I was told that Istanbul has four seasons, just not to the extremes as, say, the ones in Chicago. Not as extreme in temperature perhaps, but more extreme in degree. It has more to do with circumstances than temperature. If its hot, its sweltering, if there's traffic, its at a standstill, if you're going out at night, you're coming in with the sunrise. If it snows, the pace is slower, the cold is more bitter, and the world is harder. On me, specifically. Hence, the day of a blizzard, I ran out of gas.
Its not that I haven't noticed the odd looking tank under my sink for the past six months. I just didn't realize how gas got from that tank into my stove. Perhaps I subconsciously thought the little gas faries kept refilling it. Or I simply haven't used an entire canister of gas yet, the times I turn on the stove being few and far between.
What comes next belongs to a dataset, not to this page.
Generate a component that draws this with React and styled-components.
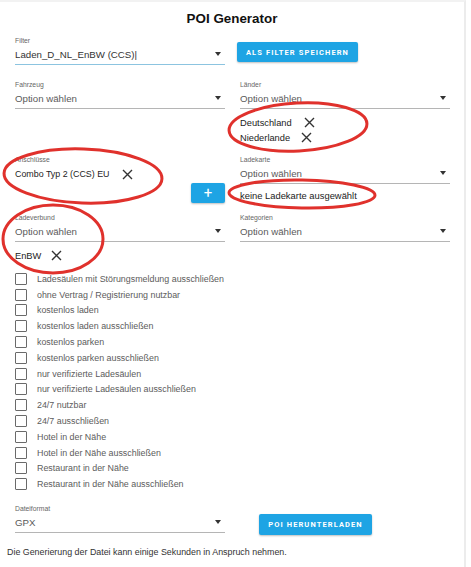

This being Istanbul, a city of extreme degree, I ran out of gas the day of a blizzard, the same day I had sudden, insatiable craving for Mexican food. No Mexican is not Tapas from the mall you people who have never been south of the boarder. It was the day I trudged to the store in the snow to purchase tobasco sauce (picante), cliantro(fresh) cajun seasonings,(ow ow!) lavaş wraps (as close to tortillas as I could get), all at imported international prices. The day I chopped and sauteed and soaked until the moment when the beans were nearly cooked, the rice was nearly soft, and my gas totally, absolutely, completely, fully empty. The phase now your cooking with gas came to mind, except I wasn't.
But back to my new love: the juicer. (My friend got engaged and I got a juicer - whose the lucky one?) After ten days of fresh tropical juice in Thailand, I decided I couldn't live without it. My juicer eats everything - even broccoli - and makes it palatable when mixed with oranges and carrots. Juicing and watching the snow makes me disproportionaltely happy, in the same way that eating alone makes me disproportionately sad. But I guess it has to with living in a city of extreme degrees. At least I can drink my meals from now on.